Ivan the Terrible Part One (1945)

(a.k.a. Ivan Grozny)

D: Sergei Eisenstein
S: Nikolay Cherkasov, Ludmila Tselikovskaya, Seragima Birman.

The first part of a never completed trilogy, Ivan the Terrible Part One represents one half of the mature masterwork of Sergei Eisenstein. Its immediate sequel, The Boyars' Plot, was completed in 1946, but not released until 1958, after the death of Josef Stalin, on whose authority it was initially banned. Eisenstein's own death from a heart attack in 1948 prevented the trilogy's completion.

Ivan Grozny is a mammoth achievement; a significant cinematic meditation on Russian political history which also refigures the conventions of literary and theatrical representation. Though the breadth of Eisenstein's vision only becomes clear when viewed in conjunction with Part Two, Ivan the Terrible Part One is still a masterpiece and it raises important political and aesthetic questions.

The film is based on the life of Czar Ivan IV, the 16th Century ruler whose ruthlessness with his political enemies both at home and abroad earned him the nickname 'the terrible'. But it is not 'pure' history; it is an artistic speculation on the personal, psychological, and emotional cost of power.

In the 1920s, Ivan had been the subject of a number of biographies and fictional treatments which had appealed to Stalin. These portrayed him as a great leader who had held out against insurgents and rebels and unified Feudal Russia. When Eisenstein began work on the project, it was with Stalin's approval.

Eisenstein was not content to follow the conventions of what was termed "Socialist Realism" (simplistic, jingoistic, patriotic dramas which appealed to the masses and did not tax the intellect as early Soviet films had). Instead he delved into the historical period and adopted deliberately excessive, stylised decoration and formalised, Shakespearian dialogue which gave the story aesthetic depth, epic scale, and classical tragedy.

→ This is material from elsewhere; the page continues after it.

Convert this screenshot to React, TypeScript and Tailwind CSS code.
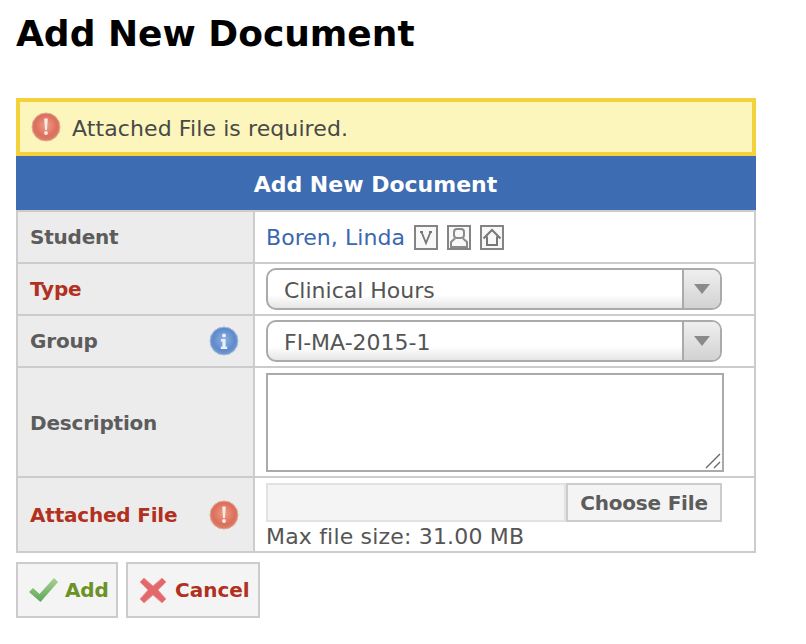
import React from "react";

const FONT = "font-['DejaVu_Sans','Liberation_Sans',sans-serif]";

const AlertIcon = ({ id }: { id: string }) => (
  <svg width="30" height="30" viewBox="0 0 30 30" className="shrink-0 blur-[0.4px]">
    <defs>
      <radialGradient id={id} cx="50%" cy="45%" r="52%">
        <stop offset="0%" stopColor="#ee9c8a" />
        <stop offset="75%" stopColor="#db6f5a" />
        <stop offset="100%" stopColor="#d8806c" />
      </radialGradient>
    </defs>
    <circle cx="15" cy="15" r="14" fill={`url(#${id})`} stroke="#e3a797" strokeWidth="1" />
    <path d="M13.2 6.5h3.6l-.8 11.5h-2z" fill="#fbe9e4" />
    <circle cx="15" cy="21" r="1.9" fill="#fbe9e4" />
  </svg>
);

const InfoIcon = () => (
  <svg width="30" height="30" viewBox="0 0 30 30" className="shrink-0 blur-[0.4px]">
    <defs>
      <radialGradient id="info-bg" cx="50%" cy="45%" r="52%">
        <stop offset="0%" stopColor="#8fb0de" />
        <stop offset="75%" stopColor="#5f8bcb" />
        <stop offset="100%" stopColor="#7497cd" />
      </radialGradient>
    </defs>
    <circle cx="15" cy="15" r="14" fill="url(#info-bg)" stroke="#a3bce0" strokeWidth="1" />
    <circle cx="15" cy="9.5" r="2" fill="#e8eff8" />
    <path d="M12 13h4.6v7.5h1.6V23h-6.4v-2.5h1.6v-5H12z" fill="#e8eff8" />
  </svg>
);

const SmallIcon = ({ children }: { children: React.ReactNode }) => (
  <span className="flex h-[25px] w-6 items-center justify-center border-2 border-[#848484] bg-[#f8f8f8]">
    <svg width="20" height="21" viewBox="0 0 20 21" fill="none" stroke="#8a8a8a" strokeWidth="2" className="blur-[0.3px]">
      {children}
    </svg>
  </span>
);

const Label = ({ text, red }: { text: string; red?: boolean }) => (
  <span className={`text-[20px] font-bold tracking-[-0.2px] ${red ? "text-[#b23020]" : "text-[#5c5c5c]"}`}>{text}</span>
);

const FakeSelect = ({ value }: { value: string }) => (
  <div className="flex h-[42px] w-[456px] overflow-hidden rounded-[10px] border-2 border-[#aaa] bg-gradient-to-b from-white from-65% to-[#e6e6e6]">
    <span className="flex-1 pl-4 pt-px text-[22px] leading-[40px] text-[#555]">{value}</span>
    <span className="flex w-[38px] items-center justify-center border-l-2 border-[#aaa] bg-gradient-to-b from-[#efefef] to-[#d2d2d2]">
      <span className="h-0 w-0 border-x-[8px] border-t-[10px] border-x-transparent border-t-[#8a8a8a]" />
    </span>
  </div>
);

export default function App() {
  return (
    <div className={`${FONT} min-h-[644px] bg-white px-4 pt-[12px] text-[#555]`}>
      <h1 className="text-[36px] leading-[43px] font-bold text-black">Add New Document</h1>

      <div className="mt-[43px] w-[740px]">
        <div className="flex h-[58px] items-center gap-[11px] border-4 border-[#f3d23c] bg-[#fcf6bc] pl-[11px]">
          <AlertIcon id="alert-top" />
          <span className="pt-[2px] text-[22px] tracking-[0.1px] text-[#484848]">Attached File is required.</span>
        </div>
        <div className="flex h-[54px] items-center justify-center bg-[#3e6cb3] pr-[21px] pt-[2px] text-[22px] font-bold text-white">
          Add New Document
        </div>

        <div className="grid grid-cols-[235px_1fr] grid-rows-[52px_52px_52px_110px_75px] border-x-2 border-b-2 border-[#ccc] [&>div]:border-t-2 [&>div]:border-[#ccc]">
          <div className="flex items-center bg-[#ececec] px-3">
            <Label text="Student" />
          </div>
          <div className="flex items-center border-l-2 pl-[11px]">
            <span className="mr-[9px] pt-px text-[22px] tracking-[0.05px] text-[#3a67b0]">Boren, Linda</span>
            <span className="flex gap-[9px]">
              <SmallIcon>
                <path d="M4 5h3M13 5h3M5.5 5l4.5 11 4.5-11" strokeWidth="1.8" stroke="#777" />
              </SmallIcon>
              <SmallIcon>
                <rect x="5" y="2" width="10" height="9" rx="3" />
                <path d="M6 11.5L2 15v5h16v-5l-4-3.5" />
              </SmallIcon>
              <SmallIcon>
                <path d="M1.5 11.5L10 3l8.5 8.5M5 9.5V18h10V9.5" stroke="#777" />
              </SmallIcon>
            </span>
          </div>

          <div className="flex items-center bg-[#ececec] px-3">
            <Label text="Type" red />
          </div>
          <div className="flex items-center border-l-2 pl-[11px]">
            <FakeSelect value="Clinical Hours" />
          </div>

          <div className="flex items-center justify-between bg-[#ececec] pl-3 pr-[14px]">
            <Label text="Group" />
            <InfoIcon />
          </div>
          <div className="flex items-center border-l-2 pl-[11px]">
            <FakeSelect value="FI-MA-2015-1" />
          </div>

          <div className="flex items-center bg-[#ececec] px-3 pt-[2px]">
            <Label text="Description" />
          </div>
          <div className="flex items-center border-l-2 pl-[11px]">
            <div className="relative h-[99px] w-[458px]">
              <textarea className="block h-full w-full resize-none border-2 border-[#aaa] bg-white" />
              <svg width="16" height="16" viewBox="0 0 16 16" className="absolute bottom-[3px] right-[3px]" stroke="#666" strokeWidth="1.4">
                <path d="M1 15L15 1M9 15l6-6" />
              </svg>
            </div>
          </div>

          <div className="flex items-center justify-between bg-[#ececec] pl-3 pr-[14px]">
            <Label text="Attached File" red />
            <AlertIcon id="alert-row" />
          </div>
          <div className="flex flex-col border-l-2 pl-[11px] pt-[5px]">
            <div className="flex h-[39px] w-[456px]">
              <div className="w-[300px] border-2 border-[#e2e2e2] bg-[#f4f4f4]" />
              <div className="flex flex-1 items-center justify-center border-2 border-[#ccc] bg-[#f4f4f4] text-[20px] font-bold tracking-[-0.2px] text-[#5c5c5c]">
                Choose File
              </div>
            </div>
            <span className="mt-[1px] text-[22px] leading-[27px] tracking-[0.18px] text-[#555]">Max file size: 31.00 MB</span>
          </div>
        </div>

        <div className="mt-[9px] flex gap-2">
          <button className="flex h-[56px] w-[102px] items-center gap-[6px] border-2 border-[#ccc] bg-[#f4f4f4] pl-[9px] text-[20px] font-bold tracking-[-0.2px] text-[#6b9226]">
            <svg width="32" height="28" viewBox="0 0 32 28" className="blur-[0.3px]">
              <defs>
                <linearGradient id="check-bg" x1="0" y1="0" x2="0" y2="1">
                  <stop offset="0%" stopColor="#a5d28f" />
                  <stop offset="100%" stopColor="#5fa55a" />
                </linearGradient>
              </defs>
              <path d="M2 16l4-4 6.5 6L27 2l4 4-17.5 20z" fill="url(#check-bg)" strokeLinejoin="round" />
            </svg>
            Add
          </button>
          <button className="flex h-[56px] w-[134px] items-center gap-[8px] border-2 border-[#ccc] bg-[#f4f4f4] pl-[11px] text-[20px] font-bold text-[#b23020]">
            <svg width="28" height="28" viewBox="0 0 28 28" className="blur-[0.3px]">
              <path d="M5 2l9 8 9-8 4 4-8 8 8 9-4 4-9-8-9 8-4-4 8-9-8-8z" fill="#e2686c" stroke="#eb9a9c" strokeWidth="1" strokeLinejoin="round" />
            </svg>
            Cancel
          </button>
        </div>
      </div>
    </div>
  );
}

Under the influence of Greek, English, and Japanese theatre, Eisenstein also pushed the performances of his actors to the limits of acceptable representation. In the role of Ivan, Nikolay Cherkasov is a powerful physical presence. His elaborate costume, torturously detailed gestures and movements, and his carefully designed make up move his portrayal of Ivan from the realms of biography to those of experimentation. Filmed in conjunction with and contrast to the sets and props, the actor becomes an element of visual composition used to further explore the cinescape.

Beginning with the Coronation scene, the film never ceases to employ the more advanced forms of montage to examine the relationships between different individuals and political allegiances in Ivan's court. A series of cross-cut images of the faces of suspicious or envious courtiers clearly defines the lines along which confrontations will occur throughout the film. Its concern with what seems excess and with rituals of all kinds reveals a deep appreciation of the more subtle rituals of betrayal and loyalty which surround the new-crowned Tsar as well as the cultural and ideological forces behind them.

In Part One Eisenstein is careful to show Ivan in a sympathetic light. While there is evident inner darkness and even doubt, his responses to the challenges of rule are decisive and apparently motivated by a desire to bring about Russian unity. The film's climax revolves around his deferral of his authority to the people themselves, living in self-imposed exile until they ask him to assume absolute power. Never was the paradox of communist dictatorship so elegantly propagandised.

Yet there is a cost to this power, and Part One details the beginning of Ivan's isolation from those around him. The demands of his position eventually overwhelm his family. His Boyar Aunt conspires to murder him and place her dimwitted son on the throne. The first of his seven wives dies in his place. He eventually establishes the oprichnina, an elite, fanatical personal guard who further cut him off from the people. Eisenstein subtly details the physical and psychological claustrophobia of the situation and explores the fundamental nature of Russian politics.

It was only with the advance screenings of Part Two that the authorities began to realise just how contemporary his vision was. Ivan Grozny was intended to explore and question the basis of Russian political attitudes, not merely enshrine them. Detailing the largely triumphalist story of a historically significant person, Part One played well enough within the parameters of "Socialist Realism" to be very successful in 1945 (and won the Stalin Prize for artistic achievement in 1946). But though Eisenstein was a committed socialist, he had suffered enough under Stalin's rule to appreciate that a simplistic approach to history breeds dangerous naivete. The Boyars' Plot expanded upon such themes and broadened its portrayal of Ivan. It immediately fell victim to Stalin's own influence and was banned.

Note: The Region 2 DVD comes with a feeble historical overview of the events.
Note: The Criterion Collection DVD comes in a boxed set with Part II and Alexander Nevsky, and features the usual array of impressive Criterion features.